14. The United Kingdom Government believe that no system of
defence cooperation can work effectively unless there is
continuous and close political co-operation between the
Governments concerned, and unless there is agreement between those
Governments as to the objects of the defence policy which is to be
pursued. In their view it is only when the necessary agreement in
the political field has been reached that planning can
satisfactorily proceed and a coherent plan be devised. If,
therefore, an adequate defence system is to be built up, which
will enable the countries of the Commonwealth to live in security
and exercise their rightful influence in world affairs and will
lessen their dependence on any outside source, an essential
preliminary will be the requisite degree of political agreement
between the respective Commonwealth Governments on basic
objectives of policy.

15. Once agreement has been reached in the political field it will
then be possible, with the agreement of the Commonwealth
Governments concerned, to allow the study of defence problems by
the military staffs to proceed on a joint basis, whether globally
or regionally as circumstances might necessitate, on the
understanding that no country would be committed to accepting any
particular solution that might emerge from the study until it had
been accepted by the Government concerned.

16. The forthcoming Meeting [1] would afford a suitable
opportunity for a discussion of the problems dealt with in this
memorandum and the United Kingdom Government would welcome an
expression of the views of Commonwealth Ministers on these matters
at the Meeting.

17. The foregoing paragraphs are an expression of the views of
United Kingdom Ministers which it is desired to bring to the
notice of other Commonwealth Ministers before the Commonwealth
Meeting in October.

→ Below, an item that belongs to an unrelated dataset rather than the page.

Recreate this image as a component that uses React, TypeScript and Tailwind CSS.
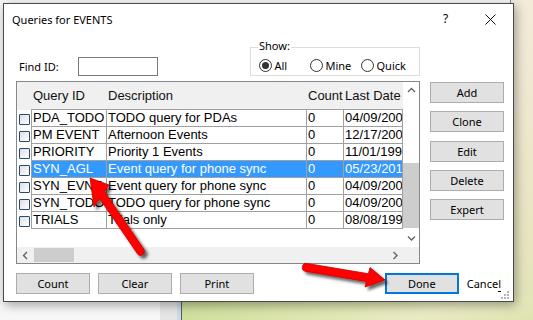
const rows = [
	{id: 'PDA_TODO', desc: 'TODO query for PDAs', count: '0', date: '04/09/2008'},
	{id: 'PM EVENT', desc: 'Afternoon Events', count: '0', date: '12/17/2009'},
	{id: 'PRIORITY', desc: 'Priority 1 Events', count: '0', date: '11/01/1994'},
	{id: 'SYN_AGL', desc: 'Event query for phone sync', count: '0', date: '05/23/2012', selected: true},
	{id: 'SYN_EVNT', desc: 'Event query for phone sync', count: '0', date: '04/09/2008'},
	{id: 'SYN_TODO', desc: 'TODO query for phone sync', count: '0', date: '04/09/2008'},
	{id: 'TRIALS', desc: 'Trials only', count: '0', date: '08/08/1999'}
];

function Btn({label, focus, className = ''}: {label: string; focus?: boolean; className?: string}) {
	return (
		<button
			className={`block w-[74px] h-[21px] bg-[#e1e1e1] text-[11px] leading-none text-black ${
				focus ? 'border-2 border-[#0078d7]' : 'border border-[#adadad]'
			} ${className}`}
		>
			{label}
		</button>
	);
}

function Radio({label, checked}: {label: string; checked?: boolean}) {
	return (
		<div className="w-[51px] flex items-center gap-[3px]">
			<div className="w-[13px] h-[13px] rounded-full border border-[#333] bg-white flex items-center justify-center">
				{checked && <div className="w-[7px] h-[7px] rounded-full bg-[#333]"/>}
			</div>
			<span className="text-[11px] leading-[14px]">{label}</span>
		</div>
	);
}

function Chevron({dir}: {dir: 'up' | 'down' | 'left' | 'right'}) {
	const d = {
		up: 'M1 5 L4.5 1.5 L8 5',
		down: 'M1 1.5 L4.5 5 L8 1.5',
		left: 'M5 1 L1.5 4.5 L5 8',
		right: 'M1.5 1 L5 4.5 L1.5 8'
	}[dir];
	const vertical = dir === 'up' || dir === 'down';
	return (
		<svg width={vertical ? 9 : 7} height={vertical ? 7 : 9} viewBox={vertical ? '0 0 9 7' : '0 0 7 9'}>
			<path d={d} fill="none" stroke="#606060" strokeWidth="1.3"/>
		</svg>
	);
}

export default function App() {
	const cell = 'h-[17px] border-b border-r border-[#a0a0a0] pl-[1px] overflow-hidden whitespace-nowrap';
	return (
		<div className="relative w-[533px] h-[320px] overflow-hidden bg-[linear-gradient(165deg,#f7f1e3_0%,#f0e7d0_55%,#e2e4b6_100%)] font-['Noto_Sans',sans-serif] text-black">
			{/* windows behind the dialog */}
			<div className="absolute left-0 top-0 w-[511px] h-[300px] bg-[#f6f6f6] border-r border-[#8a8a8a]"/>
			<div className="absolute left-0 top-[296px] w-[160px] h-[24px] bg-[#f7f7f7]"/>
			<div className="absolute left-[160px] top-[296px] w-[17px] h-[24px] bg-[#e6e6e6]"/>
			<div className="absolute left-[177px] top-[296px] w-[5px] h-[24px] bg-[#cfdbea] border-r border-[#5a5a5a]"/>
			<div className="absolute left-[182px] top-[296px] right-0 bottom-0 bg-[linear-gradient(160deg,#c8dc96_0%,#dfe6b0_45%,#eaeac4_70%,#dfe3b0_100%)]"/>

			{/* dialog */}
			<div className="absolute left-[3px] top-[3px] w-[511px] h-[299px] border border-[#4a4a4a] bg-white shadow-[2px_3px_10px_rgba(0,0,0,0.35)] flex flex-col">
				<div className="h-[30px] flex items-center pl-[8px]">
					<span className="text-[11px] leading-none">Queries for EVENTS</span>
					<div className="ml-auto flex h-full">
						<div className="w-[45px] h-full flex items-center justify-center text-[12px]">?</div>
						<div className="w-[45px] h-full flex items-center justify-center">
							<svg width="11" height="11" viewBox="0 0 11 11">
								<path d="M0.5 0.5 L10.5 10.5 M10.5 0.5 L0.5 10.5" stroke="#111" strokeWidth="1"/>
							</svg>
						</div>
					</div>
				</div>

				<div className="px-[12px] flex flex-col">
					{/* find + show */}
					<div className="h-[47px] flex items-start">
						<div className="mt-[23px] flex items-center">
							<span className="w-[62px] pl-[3px] text-[11px] leading-[14px]">Find ID:</span>
							<div className="w-[80px] h-[19px] border border-[#7a7a7a] bg-white"/>
						</div>
						<div className="ml-[92px] mt-[12.5px] relative w-[170px] h-[29px] border border-[#dcdcdc]">
							<span className="absolute left-[7px] top-[-9px] px-[1px] bg-white text-[11px] leading-[14px]">Show:</span>
							<div className="flex pt-[11px] pl-[7.5px]">
								<Radio label="All" checked/>
								<Radio label="Mine"/>
								<Radio label="Quick"/>
							</div>
						</div>
					</div>

					{/* list + side buttons */}
					<div className="h-[183px] flex">
						<div className="w-[404px] h-[183px] border border-[#828790] flex flex-col font-['Liberation_Sans',Arial,sans-serif] text-[13px] leading-[16px]">
							<div className="h-[165px] flex">
								<div className="w-[386px] flex flex-col">
									<div className="h-[28px] flex bg-[#f0f0f0]">
										<div className="w-[14px]"/>
										<div className="flex-1 flex items-center border-b border-[#a0a0a0] text-[#111]">
											<span className="w-[76px] pl-[2px]">Query ID</span>
											<span className="w-[200px] pl-[1px]">Description</span>
											<span className="w-[37px] pl-[1px]">Count</span>
											<span className="w-[59px] pl-[1px] overflow-hidden whitespace-nowrap">Last Date</span>
										</div>
									</div>
									{rows.map((r) => {
										const sel = r.selected ? 'bg-[#3399ff] text-white' : 'bg-white';
										return (
											<div key={r.id + r.date} className="h-[17px] flex">
												<div className="w-[14px] pl-[2px] pt-[4px]">
													<div className="w-[11px] h-[11px] border border-[#2a4a6e] rounded-[1px] bg-[linear-gradient(135deg,#dcdfe4,#ffffff)]"/>
												</div>
												<div className={`w-[76px] border-l ${cell} ${sel}`}>{r.id}</div>
												<div className={`w-[200px] ${cell} ${sel}`}>{r.desc}</div>
												<div className={`w-[37px] ${cell} ${sel}`}>{r.count}</div>
												<div className={`w-[59px] ${cell} ${sel}`}>{r.date}</div>
											</div>
										);
									})}
								</div>
								<div className="w-[16px] bg-white flex flex-col">
									<div className="h-[17px] flex items-center justify-center">
										<Chevron dir="up"/>
									</div>
									<div className="flex-1 flex flex-col">
										<div className="h-[64px]"/>
										<div className="h-[65px] bg-[#cdcdcd]"/>
									</div>
									<div className="h-[17px] flex items-center justify-center">
										<Chevron dir="down"/>
									</div>
								</div>
							</div>
							<div className="h-[16px] flex bg-[#f0f0f0]">
								<div className="w-[386px] flex items-center">
									<div className="w-[16px] flex justify-center">
										<Chevron dir="left"/>
									</div>
									<div className="w-[40px] h-[14px] ml-[1px] bg-[#cdcdcd]"/>
									<div className="flex-1"/>
									<div className="w-[16px] flex justify-center">
										<Chevron dir="right"/>
									</div>
								</div>
								<div className="w-[16px]"/>
							</div>
						</div>
						<div className="ml-[10px] pt-[1px] flex flex-col gap-[8.25px]">
							<Btn label="Add"/>
							<Btn label="Clone"/>
							<Btn label="Edit"/>
							<Btn label="Delete"/>
							<Btn label="Expert"/>
						</div>
					</div>

					{/* bottom buttons */}
					<div className="mt-[9px] h-[21px] flex items-center gap-[8px]">
						<Btn label="Count"/>
						<Btn label="Clear"/>
						<Btn label="Print"/>
						<Btn label="Done" focus className="ml-[123px]"/>
						<span className="text-[11px] leading-[14px]">
							Cance<span className="border-b border-black">l</span>
						</span>
					</div>
				</div>

				<svg className="absolute right-[4px] bottom-[2px]" width="8" height="8" viewBox="0 0 8 8">
					<rect x="6" y="0" width="2" height="2" fill="#b4b4b4"/>
					<rect x="3" y="3" width="2" height="2" fill="#b4b4b4"/>
					<rect x="6" y="3" width="2" height="2" fill="#b4b4b4"/>
					<rect x="0" y="6" width="2" height="2" fill="#b4b4b4"/>
					<rect x="3" y="6" width="2" height="2" fill="#b4b4b4"/>
					<rect x="6" y="6" width="2" height="2" fill="#b4b4b4"/>
				</svg>
			</div>

			{/* red callout arrows */}
			<svg className="absolute left-0 top-0 pointer-events-none" width="533" height="320" viewBox="0 0 533 320">
				<defs>
					<filter id="sh" x="-20%" y="-20%" width="140%" height="140%">
						<feDropShadow dx="3" dy="3" stdDeviation="1.8" floodColor="#000" floodOpacity="0.6"/>
					</filter>
				</defs>
				<g filter="url(#sh)" fill="#ff0000" stroke="#c40000" strokeWidth="0.8" strokeLinejoin="round">
					<path d="M90 178 L109 185 L104.5 191.6 L144 249.5 A4 4 0 0 1 138 254.5 L99.7 198.6 L94 207 Z"/>
					<path d="M385 280 L370 267.5 L368.4 273.7 L307.3 263.5 A4 4 0 0 0 305.3 271.3 L366.4 281.5 L365 287 Z"/>
				</g>
			</svg>
		</div>
	);
}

A statement of the views of the United Kingdom
Chiefs of Staff on the need for closer co-operation among
Commonwealth countries in the field of defence is appended in
order that Commonwealth Ministers may also be aware of their



Memorandum by the Chiefs of Staff
1. At the request of His Majesty's Government, the United Kingdom
Chiefs of Staff have studied the fundamental principles which
should guide defence policy in the situation described in the
review contained in the covering memorandum. The Chiefs of Staff
emphasise that the advent of weapons of mass destruction means
that air attack has become much more devastating and might bring
about a decisive issue in a short time. Nations with highly
centraliscd industrial and man-power resources are now more
vulnerable than ever. Methods of lessening this threat must
therefore form a cardinal point of policy.

[matter omitted]

5. The work done by the Combined Chiefs of Staff and the Western
Union Chiefs of Staff shows that there are two main aspects of
defence co-operation, namely:-

(a) The co-ordination of general issues affecting all Allies, eg.,
the fundamental objectives of defence policy and strategy, the
utilisation of resources, dispersal, &C.

(b) The planning of action in the various regions.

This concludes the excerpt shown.